What is Rum?

Rum is produced from sugar cane or it byproducts such as molasses. It is fermented and then distilled, with the distilled liquid then being aged oak barrels. Most of the rum produced today is made in Latin America or the Caribbean, though rum is a global spirit that is produced all over the world including in Australia.

Classifying rum is commonly based on the colour of the rum. So, for example a rum may be white, golden or dark.

  • White rum is usually clear and labeled “white”, “blanco” etc. Not all white rums are unaged, and in Puerto Rico white rum needs to be aged for at elast one year after which the colour is removed by filtration.
  • Golden rum is aged in oak casks for a few years and so it takes on its amber colour and a more mellow character.
  • Dark rum is aged in oak casks for longer periods than golden rum, so it tends to be more full bodies and expresses more of the character of the oak casks.
  • Spiced rum can be white, golden or dark but the difference is that it is infused with spices.

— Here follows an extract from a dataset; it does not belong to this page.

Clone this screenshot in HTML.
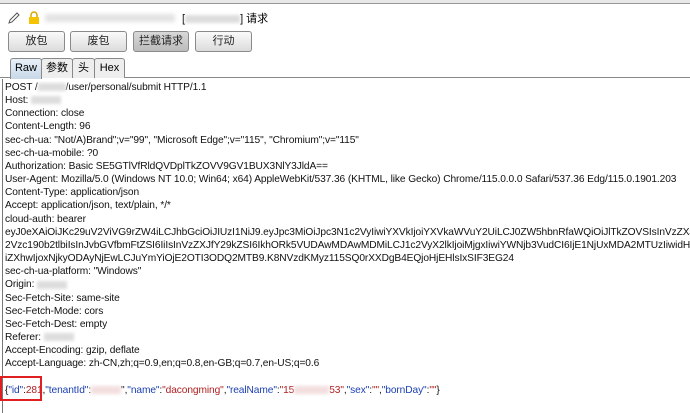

Rum is as diverse, if not more, than whisk(e)y. They can be aged or finished in different types of casks, which give them even more diverse flavours. Some of English style and pot distilled. Be careful about age statements though, which in my view have three forms:

  • “Solera”: Aged rum can be blended in a “solera” style, which means that the rum may be a blend of rums including the oldest stated on the bottle. For example, Ron Zacapa 23 Solera contains rums aged between 6 and 23 years according to its website, but it still has the number “23″ on its bottle. The problem is knowing what percentage of the rum is six years old.
  • Minimum age: Some rums clearly state that the age marked on the bottle is the minimum age of the rum. This means that you should be careful when relying on the age statement on a bottle of rum, and if you want a 21 year old rum do ensure that it is not a “solera”. Old rums, in my view, are very special because most rum is aged in warm climates which means the rum in the casks is likely to evapourate at a higher rate than in cooler whisky producing climates.
  • Vintage: Some rums are also dated with a vintage, and this is seen for example in rum (or “rhum”) from Martinique.

Rum can be served neat, with ice or mixed in a cocktail. Drink it how you like it!